Ogbaku is a town made up of nine (9) villages, while some kindred are more pronounced, others are not publicly known in Mbaitoli Local Government Area of Imo state, South Eastern Nigeria. Its villages includes: Nsokpo, Ezi Ogbaku, Umuaku, Ogbuke, Uzele, Okwu, Lawa, Umuekpu, Obibi. The eldest is Ezi-Ogbaku, followed by Lawa, Umuekpu, Nsokpo with Umudogu, Umuonyeashi, Umunomo and Umukabiri as its kindreds. Umueze, Amaegbu, Umugama, Umuokwere, Umuawaka are kindreds in Okwu. Combining villages and popular kindreds are the errors that has led to mention of Ogbaku being a town with 18 villages. It is situated along Onitsha-Owerri road. It is about 12 km to the capital city of Owerri. It is one of the members of the Isu dialect bordering Owerri. They maintain cultural relations with the Isu dialect and are a part of the general Isu people.

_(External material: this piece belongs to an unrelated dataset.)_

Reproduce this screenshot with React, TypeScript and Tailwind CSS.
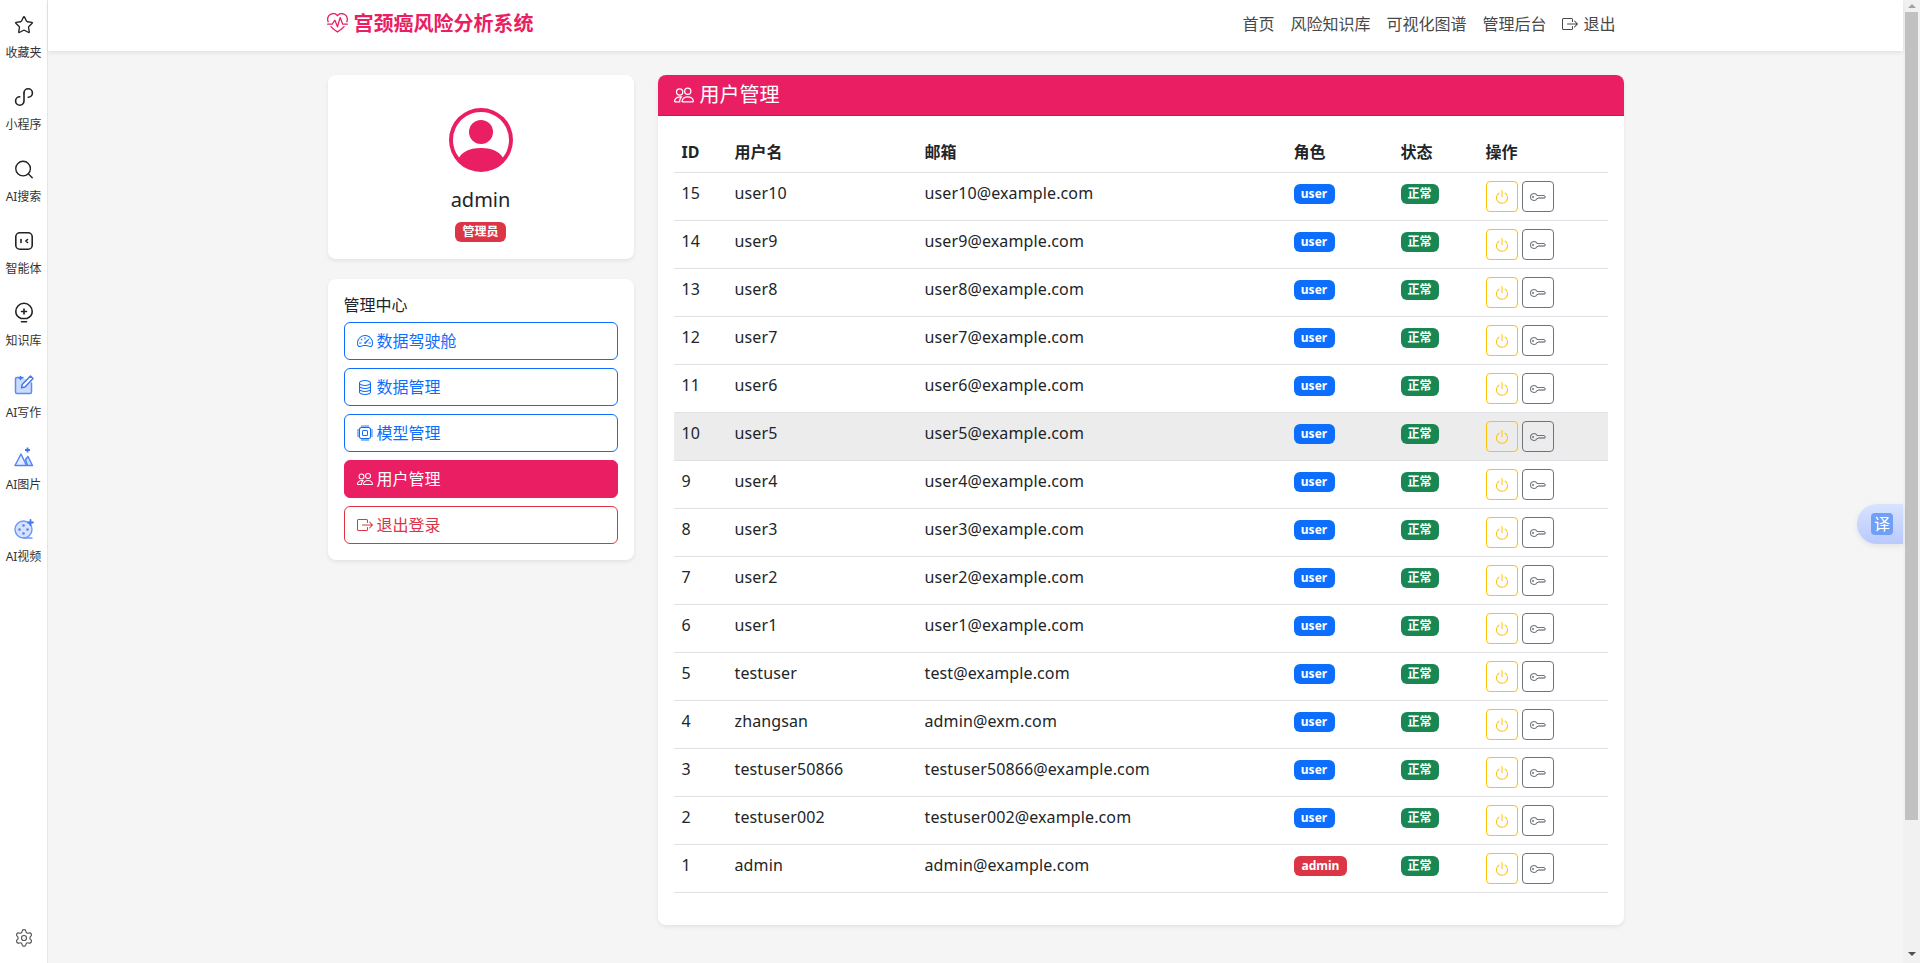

The town has an ancestral lineage from the Umuokparakatu royal family, of Umudogu, Nsokpo, headed by the Azubiendu household and its direct descendants. Although, the town practices elective monarchy since the influence of colonialism, giving room for any member of the town to become its cultural leader.

There is a cottage Hospital that hosts a wing of Imo State University Teaching Hospital and a postal agency. The town has pipeborne water and is connected to the national grid for electricity supply.